I kind of figure that as long as the insulation stops directly at the terminal if not recessed into it, there is no chance of a short, but it’s not text book or what I see most people doing. If the cable comes from a factory, it’s usually perfect. If anyone I know or in cable that’s less than factory, the heat shrink over the terminals is usually attempted but either too much of the jacket has been stripped off and the strain relief fails, or the insulation is melted and too much bare wire is exposed - sometimes even coming out of the over coating on the terminal. When other techniques are used, they don’t work either. How does one do the insulation over terminals on properly made XLR cable?
Thus my problem. The instructions on XLR connectors say you need to strip back 5/8" of jacket on the wire, and if you do more, it will slip out of the strain relief. You are stripping the insulation off 1/8" of each wire which leaves ½" of insulation left to insert at least 5/16" of heat shrink to cover the terminal. Can’t be done without melting the heat shrink. Plus given the temperature, thermoplastic insulation melts far too easily, yet I don’t see any professionally done cable using this technique or having problems with the insulation melting too far. What am I missing?
Let me start it out. I am not to do the heat shrink over the terminal trick unless the wires are stripped too long and are near the strain relief on XLR/DMX cable. I also have problems with the heat shrink shrinking before I can move it when I do proper soldering. The only time thus that I attempt this is on Scroller cable when 120v is running thru the XLR plug.
Since I have not been able to master that technique, I have my own style that works but is not text book. I find my solder station best set between 650°F and 700°F with 0.050" acid core solder. I find that less temp. does not heat up fast enough, and more temp. melts stuff too fast. The actual end product is good - not cold solder joints, melted plastic around the terminals etc.

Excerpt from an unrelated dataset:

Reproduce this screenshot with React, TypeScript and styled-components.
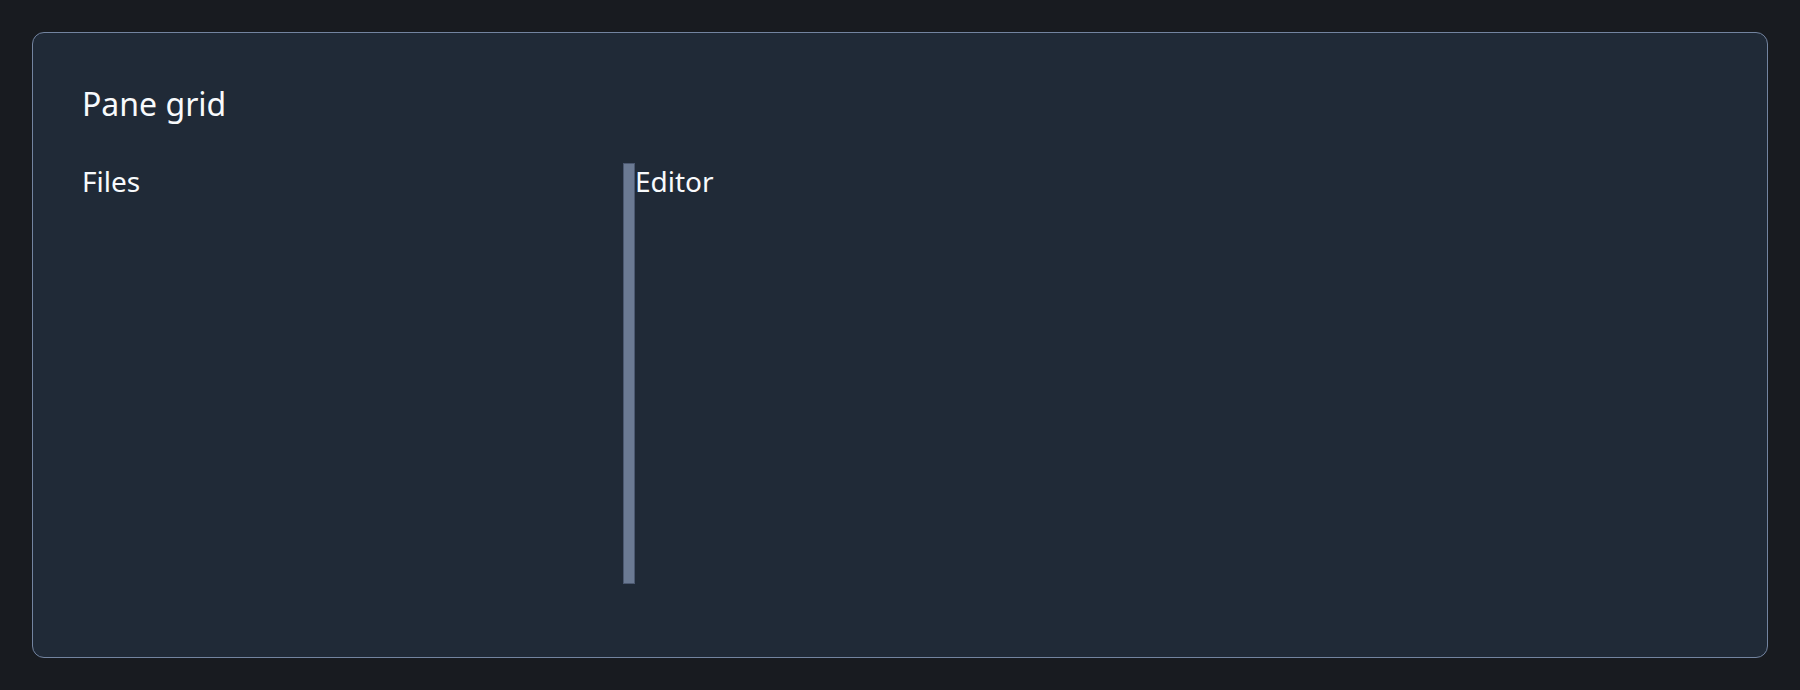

Where melting is concerned, any thermoplastic insulation on the wire melts far too fast, no matter how quick or careful I am at it. By the time the solder has cooled, at least 1/16" of insulation has melted on a good day. That’s a bad thing so for my technique, I use clear heat shrink one size larger than the insulation such as 3/64" and don’t shrink it before it gets soldered. Instead, the heat on the insulation convects and cools the insulation so it does not melt the wire’s insulation shorter, while shrinking the heat shrink around the insulation which also adds extra insulation to it. Rubberized or neoprene insulation gets no heat shrink because it does not melt, but most DMX rated wire is thermoplastic. In either case, the stripped wire goes directly into the terminal without any heat shrink covering the outside of the terminal - the solder on the terminals is exposed. Such insulation over the terminals melts before it can be moved anyway should it be attempted and I have to do a time consuming needle nose pliers trick to move it afterwards. That’s given the wire has been stripped back long enough to get the heat away from the outer covering sufficiently. What do you use for this? Some kind of spaghetti tubing or higher temperature shrinking heat shrink?
I kind of figure that as long as the insulation stops directly at the terminal if not recessed into it, there is no chance of a short, but it’s not text book or what I see most people doing. If the cable comes from a factory, it’s usually perfect. If anyone I know or in cable that’s less than factory, the heat shrink over the terminals is usually attempted but either too much of the jacket has been stripped off and the strain relief fails, or the insulation is melted and too much bare wire is exposed - sometimes even coming out of the over coating on the terminal. When other techniques are used, they don’t work either. How does one do the insulation over terminals on properly made XLR cable?
Thus my problem. The instructions on XLR connectors say you need to strip back 5/8" of jacket on the wire, and if you do more, it will slip out of the strain relief. You are stripping the insulation off 1/8" of each wire which leaves ½" of insulation left to insert at least 5/16" of heat shrink to cover the terminal. Can’t be done without melting the heat shrink. Plus given the temperature, thermoplastic insulation melts far too easily, yet I don’t see any professionally done cable using this technique or having problems with the insulation melting too far. What am I missing?